In an unprecedented and potentially catastrophic move, the European Commission has refused Italy’s budget plan. Italy has been given three weeks to come up with an alternative plan or face ‘consequences.’ It’s the first time the Commission has turned down a budget plan from one of its 27 members.
The decision is already sending shivers through the already fragile financial markets. Traders fear that Italy will forge ahead with its ambitious budget plans despite the EC rebuke. That could lead to an even more damaging bust-up. As one analyst said: “This is going to the wire. This could be one of the biggest punch-ups we have seen since Greece. I reckon the Italians will have learnt from the Greeks and are not going to give up.”
If the Italian government doesn’t come up with a new revised plan, the Commission is threatening financial sanctions and other “consequences” including bringing forward the timeline of “excessive deficit procedure” from next May. Yet the Commission’s decision to turn down Italy’s plan – which break the eurozone’s rules – will come as no surprise to the coalition government, made up of the eurosceptic right-wing League and 5-Star Movement, which have been arguing with the EU for the last few months over the details.
They want to increase Italy’s deficit to 2.4% of gross domestic product to finance its big public spending programme. The amount was much higher than the targeted 1.8 % this year and breaks EU requirements that the deficit should fall steadily towards a balanced budget. What’s more, the Italians have been warned by EU officials for months that they would not be permitted to break the rules but they went ahead anyway.
Only a few days ago, the Bundesbank President Jens Weidmann, said that the Commission was right to be critical of Rome’s plans, and that the government must obey its fiscal commitments. It was an unusual move from Weidmann as most senior policy-makers try not to comment on the domestic policies of another eurozone country. But the Bundesbank chief said that the normalisation of monetary policy will place a greater burden on all highly indebted countries – so there is no place for leniency with Rome.

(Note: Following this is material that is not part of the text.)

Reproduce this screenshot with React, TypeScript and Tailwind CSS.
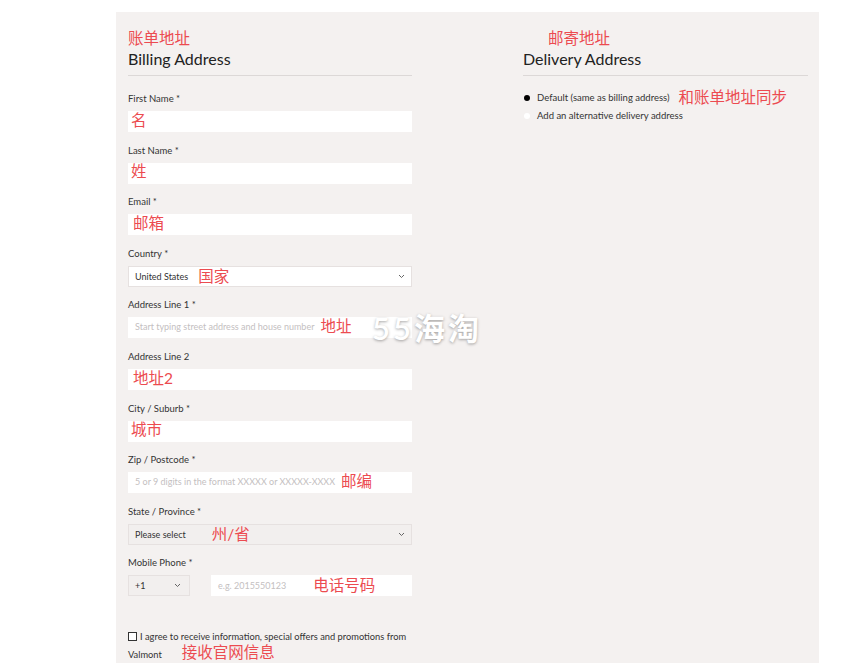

The College of Commissioners took the same stand today. Announcing the decision at a press conference in Strasbourg, vice president, Valdis Dombroviskis, said: “It is tempting to cure get with more debt… but this would not be fair for the younger generation. Keeping sound fiscal policy and confidence is crucial.” Dombroviskis went on: “This is about making sure Italian companies can raise funding and young Italian families that need a loan can get one at a cost they can afford.”
EC commissioner Pierre Moscovici when further, adding that “this is an unprecedented situation, and the decision should not be surprising to anyone as the Italian government’s draft budget represents a clear and intentional deviation from the commitments made by Italy last July.”

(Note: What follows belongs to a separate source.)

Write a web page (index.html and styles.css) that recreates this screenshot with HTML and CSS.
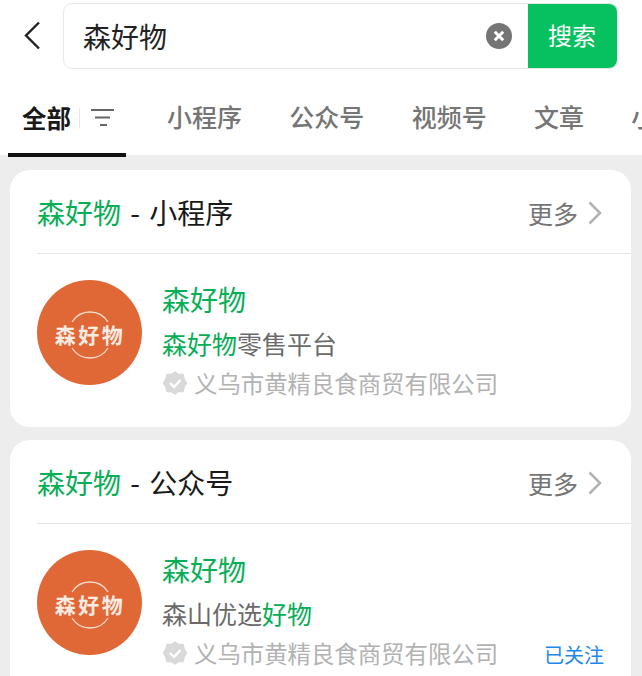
FILE: index.html
```html
<!DOCTYPE html>
<html lang="zh-CN">

<head>
  <meta charset="UTF-8" />
  <title>森好物 - 搜索</title>
  <link rel="stylesheet" href="styles.css">
</head>

<body>
  <div class="search_bar">
    <svg class="back_icon" width="16" height="30" viewBox="0 0 16 30">
      <path d="M15 1.5 L2 14.5 L15 27.5" fill="none" stroke="#222" stroke-width="2.4" />
    </svg>
    <div class="search_box">
      <span class="search_text">森好物</span>
      <svg class="clear_icon" width="26" height="26" viewBox="0 0 26 26">
        <circle cx="13" cy="13" r="13" fill="#757575" />
        <path d="M8.8 8.8 L17.2 17.2 M17.2 8.8 L8.8 17.2" stroke="#fff" stroke-width="3" />
      </svg>
      <div class="search_button">搜索</div>
    </div>
  </div>

  <div class="tabs">
    <div class="tab tab_active">
      <span>全部</span>
      <i class="tab_sep"></i>
      <svg width="24" height="18" viewBox="0 0 24 18">
        <path d="M0 1 H23 M4 8.5 H19 M9 16 H16" stroke="#666" stroke-width="2" />
      </svg>
    </div>
    <div class="tab">小程序</div>
    <div class="tab">公众号</div>
    <div class="tab">视频号</div>
    <div class="tab">文章</div>
    <div class="tab">小说</div>
  </div>

  <div class="card">
    <div class="card_head">
      <div class="card_title"><em>森好物</em> - 小程序</div>
      <div class="more">更多
        <svg width="14" height="24" viewBox="0 0 14 24">
          <path d="M1.5 1.5 L12 12 L1.5 22.5" fill="none" stroke="#b2b2b2" stroke-width="2.5" />
        </svg>
      </div>
    </div>
    <div class="item">
      <svg class="logo" width="105" height="105" viewBox="0 0 105 105">
        <circle cx="52.5" cy="52.5" r="52.5" fill="#e06736" />
        <path d="M35 42 A21.2 21.2 0 0 1 71 42 M35 68 A21.2 21.2 0 0 0 71 68" fill="none" stroke="#f3d9c9" stroke-width="1.3" />
        <text class="logo_text" x="53" y="63" text-anchor="middle">森好物</text>
      </svg>
      <div class="item_info">
        <div class="item_name">森好物</div>
        <div class="item_desc"><em>森好物</em>零售平台</div>
        <div class="item_owner">
          <svg class="badge" width="24" height="24" viewBox="0 0 24 24">
            <path d="M12 1 L15.5 3.5 L20 3.5 L21 8 L23.5 12 L21 16 L20 20.5 L15.5 20.5 L12 23 L8.5 20.5 L4 20.5 L3 16 L0.5 12 L3 8 L4 3.5 L8.5 3.5 Z" fill="#d9d9d9" stroke="#d9d9d9" stroke-width="1.5" stroke-linejoin="round" />
            <path d="M7 12 L11 16 L17.5 9" fill="none" stroke="#fff" stroke-width="2.4" />
          </svg>
          <span>义乌市黄精良食商贸有限公司</span>
        </div>
      </div>
    </div>
  </div>

  <div class="card">
    <div class="card_head">
      <div class="card_title"><em>森好物</em> - 公众号</div>
      <div class="more">更多
        <svg width="14" height="24" viewBox="0 0 14 24">
          <path d="M1.5 1.5 L12 12 L1.5 22.5" fill="none" stroke="#b2b2b2" stroke-width="2.5" />
        </svg>
      </div>
    </div>
    <div class="item">
      <svg class="logo" width="105" height="105" viewBox="0 0 105 105">
        <circle cx="52.5" cy="52.5" r="52.5" fill="#e06736" />
        <path d="M35 42 A21.2 21.2 0 0 1 71 42 M35 68 A21.2 21.2 0 0 0 71 68" fill="none" stroke="#f3d9c9" stroke-width="1.3" />
        <text class="logo_text" x="53" y="63" text-anchor="middle">森好物</text>
      </svg>
      <div class="item_info">
        <div class="item_name">森好物</div>
        <div class="item_desc">森山优选<em>好物</em></div>
        <div class="item_owner">
          <svg class="badge" width="24" height="24" viewBox="0 0 24 24">
            <path d="M12 1 L15.5 3.5 L20 3.5 L21 8 L23.5 12 L21 16 L20 20.5 L15.5 20.5 L12 23 L8.5 20.5 L4 20.5 L3 16 L0.5 12 L3 8 L4 3.5 L8.5 3.5 Z" fill="#d9d9d9" stroke="#d9d9d9" stroke-width="1.5" stroke-linejoin="round" />
            <path d="M7 12 L11 16 L17.5 9" fill="none" stroke="#fff" stroke-width="2.4" />
          </svg>
          <span>义乌市黄精良食商贸有限公司</span>
          <span class="followed">已关注</span>
        </div>
      </div>
    </div>
  </div>
</body>

</html>
```

FILE: styles.css
```css
html,
body {
  height: 100%;
  overflow: hidden;
}

body {
  margin: 0;
  background-color: #ededed;
  font-family: "Noto Sans CJK SC", "Noto Sans", sans-serif;
  color: #191919;
}

em {
  font-style: normal;
  color: #06ae56;
}

.search_bar {
  display: flex;
  align-items: center;
  height: 72px;
  padding-left: 24px;
  box-sizing: border-box;
  background-color: #fff;
}

.back_icon {
  flex: none;
  margin-right: 23px;
}

.search_box {
  display: flex;
  align-items: center;
  width: 555px;
  height: 66px;
  box-sizing: border-box;
  margin-top: -1px;
  border: 1px solid #e8e8e8;
  border-radius: 9px;
  overflow: hidden;
}

.search_text {
  flex: 1;
  padding-left: 19px;
  font-size: 28px;
  color: #222;
}

.clear_icon {
  flex: none;
  margin-right: 16px;
}

.search_button {
  flex: none;
  width: 90px;
  height: 66px;
  padding-right: 2px;
  box-sizing: border-box;
  margin: -1px -1px -1px 0;
  background-color: #07c160;
  color: #fff;
  font-size: 24px;
  line-height: 64px;
  text-align: center;
}

.tabs {
  display: flex;
  height: 83px;
  background-color: #fff;
  white-space: nowrap;
}

.tab {
  flex: none;
  margin-right: 47.3px;
  padding-top: 26px;
  font-size: 25px;
  line-height: 36px;
  font-weight: 500;
  color: #757575;
}

.tab_active {
  display: flex;
  align-items: center;
  width: 118px;
  height: 85px;
  box-sizing: border-box;
  margin-left: 8px;
  margin-right: 41px;
  padding: 11px 0 0 14px;
  border-bottom: 4px solid #111;
  color: #191919;
  font-weight: 700;
}

.tab_active span {
  font-size: 24.5px;
}

.tab_sep {
  width: 1px;
  height: 20px;
  margin: 0 11px 0 8px;
  background-color: #e5e5e5;
}

.card {
  margin: 15px 11px 0 10px;
  padding-left: 27px;
  background-color: #fff;
  border-radius: 20px;
}

.card + .card {
  margin-top: 13px;
}

.card_head {
  display: flex;
  align-items: center;
  justify-content: space-between;
  height: 83px;
  padding-right: 29px;
  border-bottom: 1px solid #e5e5e5;
}

.card_title {
  padding-top: 1px;
  font-size: 28px;
  word-spacing: 3px;
}

.more {
  display: flex;
  align-items: center;
  gap: 10px;
  padding-top: 2px;
  font-size: 25px;
  color: #757575;
}

.item {
  display: flex;
  gap: 20px;
  height: 173px;
  padding-top: 26px;
  box-sizing: border-box;
}

.logo {
  flex: none;
}

.logo_text {
  font-size: 21px;
  font-weight: 700;
  letter-spacing: 2.5px;
  fill: #f8ebe2;
}

.item_info {
  flex: 1;
  padding-right: 27px;
}

.item_name {
  height: 44px;
  margin-top: -3px;
  font-size: 28px;
  line-height: 44px;
  color: #06ae56;
}

.item_desc {
  height: 42px;
  padding-top: 1px;
  box-sizing: border-box;
  font-size: 25px;
  line-height: 42px;
  color: #6a6a6a;
}

.item_owner {
  display: flex;
  align-items: center;
  height: 40px;
  padding-left: 1px;
  font-size: 23.4px;
  color: #b2b2b2;
}

.badge {
  flex: none;
  margin-right: 7px;
}

.followed {
  margin-left: auto;
  padding-top: 2px;
  font-size: 20px;
  color: #1e88e8;
}
```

The Italians knew this. As Finance Minister Gioanni Tria wrote in his letter to the Commission: “Italy is aware it has chosen a path that isn’t in line with EU rules. It was a hard decision but necessary in order to bring the country’s GDP back to pre-crisis levels and considering the ongoing economic difficulties for Italians.” He also promised to stick to the rules in future years.
So what now? How will the Italians respond? Could resentment with the EU boil over into full-scale war?
To date, Italian Prime Minister Giuseppe Conte has tried to steer a clever path between his eurosceptic ministers and the EU, claiming that Italy is committed to staying within the eurozone. But this latest rebuke is likely to spark fury from deputy prime minister, Matteo Salvini, and head of the 5-Star Movement, Luigi De Maio, who has said he will not entertain backtracking on what was agreed in Cabinet.
Both leaders have been persistent critics of the euro and their power base rests on the generous promises made to voters in this year’s election that spending on infrastructure and welfare will increase.
Both have since toned down their anti-euro rhetoric because of the harsh realities of governing but also ahead of what they knew would be delicate negotiations with Brussels and to keep foreign investors sweet.
Since budgetary plans were agreed by Italy’s government, the country’s borrowing costs have soared with the gap between Italian and German 10-year bond yield spreads briefly reached its widest level in 5 and a 1/2 years. This has spilled over to fears for the overstretched banking sector due to higher yields on government debt, reducing the value of lenders’ large holdings of Italian bonds.
It’s too early to tell whether this latest contretemps with the Commission will provoke Salvini and di Maio to take up arms against the euro again. What’s more likely is that we are going to see months and months of back and forth sniping until a deal is finally done. Hopefully they will not be as tortuous as our own Brexit negotiations.
Back in 1997, the prime minister at the time, Romano Prodi, said, while making the case for Italy to join the eurozone, that it was “impossible to think of Europe cut off from its great Latin culture.” Does that hold true today?